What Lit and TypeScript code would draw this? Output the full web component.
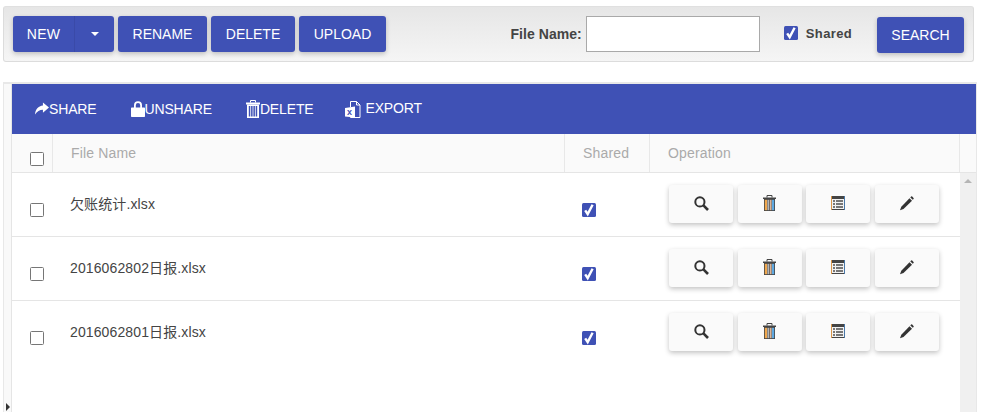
import { LitElement, html, css, svg } from "lit";
import { customElement } from "lit/decorators.js";

const icons = {
  share: svg`<svg width="14" height="14" viewBox="0 0 15 14"><path fill="#fff" d="M8.500 0L15 5.500 8.500 11V7.700C5 7.700 2.200 9.300 0 13c.3-5.500 3.500-9 8.500-9.700z"/></svg>`,
  lock: svg`<svg width="14" height="16" viewBox="0 0 14 16"><path fill="#fff" fill-rule="evenodd" d="M3 6.500V4.200a4 4 0 0 1 8 0v2.300h2.300a.7.7 0 0 1 .7.700v8.100a.7.7 0 0 1-.7.700H.7a.7.7 0 0 1-.7-.7V7.200a.7.7 0 0 1 .7-.7zm1.800 0h4.400V4.200a2.200 2.200 0 0 0-4.400 0z"/></svg>`,
  trashW: svg`<svg width="14" height="18" viewBox="0 0 14 18"><path fill="none" stroke="#fff" d="M4.500 2.500V.5h5v2"/><path fill="#fff" d="M0 2.500h14V4.500H0z"/><path fill="#fff" fill-rule="evenodd" d="M1 4.500h12V18H1zM2.800 6V16.500h1.500V6zm2.300 0V16.500h1.500V6zm2.300 0V16.500h1.500V6zm2.300 0V16.500h1.500V6z"/></svg>`,
  excel: svg`<svg width="16" height="17" viewBox="0 0 16 17"><path fill="none" stroke="#fff" d="M5.500 6V.5h6l3.500 3.500v12.500H5.500V15"/><path fill="none" stroke="#fff" d="M11.500.5v3.500H15"/><path fill="#fff" d="M0 7l10-1.500v11L0 15.500z"/><text x="2" y="14" font-family="Liberation Sans" font-size="9" font-weight="700" fill="#3f51b5">x</text></svg>`,
  search: svg`<svg width="15" height="15" viewBox="0 0 15 15"><circle cx="5.900" cy="5.900" r="4.600" fill="none" stroke="#333" stroke-width="2"/><path stroke="#333" stroke-width="2.600" d="M9.200 9.200l4.800 4.800"/></svg>`,
  trashD: svg`<svg width="13" height="16" viewBox="0 0 13 16"><path fill="none" stroke="#444" d="M4 2.500V.5h5v2"/><path fill="#444" d="M0 2.500h13v1.500H0zM1 4h11v12H1z"/><path fill="#f0a84e" d="M1.800 4.800h2.200v10.400H1.800z"/><path fill="#b4b4b4" d="M4.400 4.800h1.800v10.400H4.400z"/><path fill="#d8b49a" d="M6.800 4.800h1.800v10.400H6.800z"/><path fill="#5fa8e0" d="M9 4.800h2.200v10.400H9z"/></svg>`,
  list: svg`<svg width="14" height="14" viewBox="0 0 14 14"><path fill="#d9964a" d="M0 0h1v14H0z"/><path fill="#4a78a8" d="M13 0h1v14h-1z"/><path fill="#444" d="M1 0h12v3H1zM1 13h12v1H1z"/><path fill="#f2f2f2" d="M1 3h12v10H1z"/><path fill="#777" d="M2 4h2v2H2zm3 0h7v2H5zM2 7h2v2H2zm3 0h7v2H5zM2 10h2v2H2zm3 0h7v2H5z"/></svg>`,
  pencil: svg`<svg width="15" height="15" viewBox="0 0 15 15"><path fill="#333" d="M10.500 2.200l2.500 2.500-8.500 8.300L1 14.300 2.300 10.700z"/><path fill="#333" d="M11.300 1.400l.8-.8a.8.8 0 0 1 1.100 0l1.300 1.300a.8.8 0 0 1 0 1.100l-.7.800z"/></svg>`,
};

@customElement("app-root")
export class AppRoot extends LitElement {
  static styles = css`
    :host { display: block; height: 412px; overflow: hidden; background: #fff; font-family: "Liberation Sans", Arial, sans-serif; font-size: 14px; color: #444; }
    .page { padding: 6px 11px 0 3px; display: flex; flex-direction: column; gap: 20px; }
    button { font: inherit; border: 0; cursor: pointer; }
    .bar { box-sizing: border-box; width: 971px; height: 56px; margin-right: 3px; padding: 9px 9px 0; display: flex; align-items: flex-start; border: 1px solid #dcdcdc; border-top-color: #e0e0e0; border-radius: 3px; background: linear-gradient(#e6e6e6, #f5f5f5); }
    .btn { height: 36px; padding: 0; background: #3f51b5; color: #fff; border-radius: 3px; box-shadow: 0 2px 5px rgba(0,0,0,.22); }
    .group { display: flex; margin-right: 4px; border-radius: 3px; box-shadow: 0 2px 5px rgba(0,0,0,.22); }
    .group .btn { box-shadow: none; }
    .new { width: 62px; border-radius: 3px 0 0 3px; border-right: 1px solid #3a4aa8; letter-spacing: .3px; }
    .caret { width: 39px; border-radius: 0 3px 3px 0; display: flex; align-items: center; justify-content: center; }
    .caret i { border: 4px solid transparent; border-top-color: #fff; border-bottom: 0; }
    .rename { width: 89px; margin-right: 4px; }
    .delete { width: 84px; margin-right: 4px; }
    .upload { width: 87px; }
    .spacer { flex: 1; }
    .label { font-weight: 700; line-height: 36px; margin-right: 4px; letter-spacing: .05px; }
    input[type=text] { box-sizing: border-box; width: 174px; height: 36px; margin: 0 24px 0 0; border: 1px solid #a9a9a9; background: #fff; padding: 0 4px; outline: none; }
    .cb { appearance: none; -webkit-appearance: none; box-sizing: border-box; width: 14px; height: 14px; margin: 0; display: block; border: 1px solid #767676; border-radius: 1.500px; background: #fff; flex: none; }
    .on { display: block; width: 14px; height: 14px; border-radius: 1.500px; background: #3f51b5; flex: none; }
    .on svg { display: block; }
    .shared { display: flex; align-items: center; height: 36px; margin-right: 25px; gap: 8px; font-weight: 700; color: #444; font-size: 13px; letter-spacing: .35px; }
    .shared span { position: relative; top: -1px; }
    .search { width: 87px; margin-top: 1px; }
    .grid { display: flex; height: 330px; border-top: 2px solid #e8e8e8; width: 974px; box-sizing: border-box; }
    .strip { box-sizing: border-box; width: 9px; border-left: 1px solid #e8e8e8; border-right: 1px solid #e5e5e5; background: #f9f9f9; display: flex; flex-direction: column; justify-content: flex-end; align-items: flex-start; padding: 0 0 1px 2px; }
    .strip i { border-left: 4px solid #333; border-top: 4px solid transparent; border-bottom: 4px solid transparent; }
    .main { flex: 1; display: flex; flex-direction: column; border-right: 1px solid #e8e8e8; min-width: 0; width: 965px; }
    .tools { height: 50px; flex: none; background: #3f51b5; color: #fff; display: flex; align-items: center; padding-left: 23px; }
    .tool { display: flex; align-items: center; background: none; color: #fff; padding: 0; margin-right: 34px; height: 50px; letter-spacing: -.15px; }
    .tool.d { margin-right: 32px; }
    .tool.x { gap: 4px; margin-top: -2px; }
    .tool.x svg { margin-top: 2px; }
    .head { height: 39px; flex: none; box-sizing: border-box; display: flex; background: #fafafa; border-bottom: 1px solid #e5e5e5; color: #aaa; letter-spacing: .17px; }
    .head > div { box-sizing: border-box; border-right: 1px solid #e8e8e8; display: flex; align-items: center; padding-bottom: 1px; }
    .c0 { width: 41px; flex: none; display: flex; box-sizing: border-box; padding-left: 18px; }
    .head .c0 { align-items: flex-start; padding-top: 18px; }
    .c1 { width: 512px; flex: none; box-sizing: border-box; padding-left: 18px; }
    .c2 { width: 85px; flex: none; box-sizing: border-box; padding-left: 18px; }
    .c3 { width: 310px; flex: none; box-sizing: border-box; padding-left: 18px; }
    .c4 { flex: 1; }
    .head > .c4 { border-right: 0; }
    .body { flex: 1; display: flex; min-height: 0; }
    .rows { width: 948px; flex: none; }
    .row { height: 64px; box-sizing: border-box; border-bottom: 1px solid #e5e5e5; display: flex; }
    .row:last-child { border-bottom: 0; }
    .row .c0 { padding-top: 30px; }
    .row .c1 { padding: 21px 0 0 17px; line-height: 20px; color: #444; font-family: "Liberation Sans", "Noto Sans CJK SC", sans-serif; font-size: 14px; letter-spacing: .12px; }
    .row .c2 { width: 86px; padding: 30px 0 0 17px; }
    .ops { display: flex; gap: 4.670px; padding: 12px 0 0 18px; }
    .op { width: 64px; height: 38px; padding: 0 0 2px; border-radius: 3px; background: #fafafa; display: flex; align-items: center; justify-content: center; box-shadow: 0 2px 5px rgba(0,0,0,.24); }
    .scroll { width: 16px; flex: none; background: #f0f0f0; display: flex; justify-content: center; padding-top: 6px; box-sizing: border-box; }
    .scroll i { width: 0; height: 0; border: 4px solid transparent; border-bottom: 4px solid #b5b5b5; border-top: 0; }
  `;

  private check() {
    return html`<span class="on"><svg width="14" height="14" viewBox="0 0 14 14"><path fill="none" stroke="#fff" stroke-width="2.400" d="M3.200 7.300l2.500 3.800L10.600 1.800"/></svg></span>`;
  }

  render() {
    const files = ["欠账统计.xlsx", "2016062802日报.xlsx", "2016062801日报.xlsx"];
    return html`<div class="page">
      <div class="bar">
        <div class="group"><button class="btn new">NEW</button><button class="btn caret" aria-label="more"><i></i></button></div>
        <button class="btn rename">RENAME</button>
        <button class="btn delete">DELETE</button>
        <button class="btn upload">UPLOAD</button>
        <div class="spacer"></div>
        <span class="label">File Name:</span>
        <input type="text" />
        <div class="shared">${this.check()}<span>Shared</span></div>
        <button class="btn search">SEARCH</button>
      </div>
      <div class="grid">
        <div class="strip"><i></i></div>
        <div class="main">
          <div class="tools">
            <button class="tool">${icons.share}SHARE</button>
            <button class="tool">${icons.lock}UNSHARE</button>
            <button class="tool d">${icons.trashW}DELETE</button>
            <button class="tool x">${icons.excel}EXPORT</button>
          </div>
          <div class="head">
            <div class="c0"><input class="cb" type="checkbox" /></div>
            <div class="c1">File Name</div>
            <div class="c2">Shared</div>
            <div class="c3">Operation</div>
            <div class="c4"></div>
          </div>
          <div class="body">
            <div class="rows">
              ${files.map((f) => html`<div class="row">
                <div class="c0"><input class="cb" type="checkbox" /></div>
                <div class="c1">${f}</div>
                <div class="c2">${this.check()}</div>
                <div class="ops">
                  <button class="op">${icons.search}</button>
                  <button class="op">${icons.trashD}</button>
                  <button class="op">${icons.list}</button>
                  <button class="op">${icons.pencil}</button>
                </div>
              </div>`)}
            </div>
            <div class="scroll"><i></i></div>
          </div>
        </div>
      </div>
    </div>`;
  }
}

> [EXERCISE DESCRIPTION]:
Go through the listing above and report how many of its lines contain the word "this", with only the number as output.

> [EXPECTED OUTPUT]:
3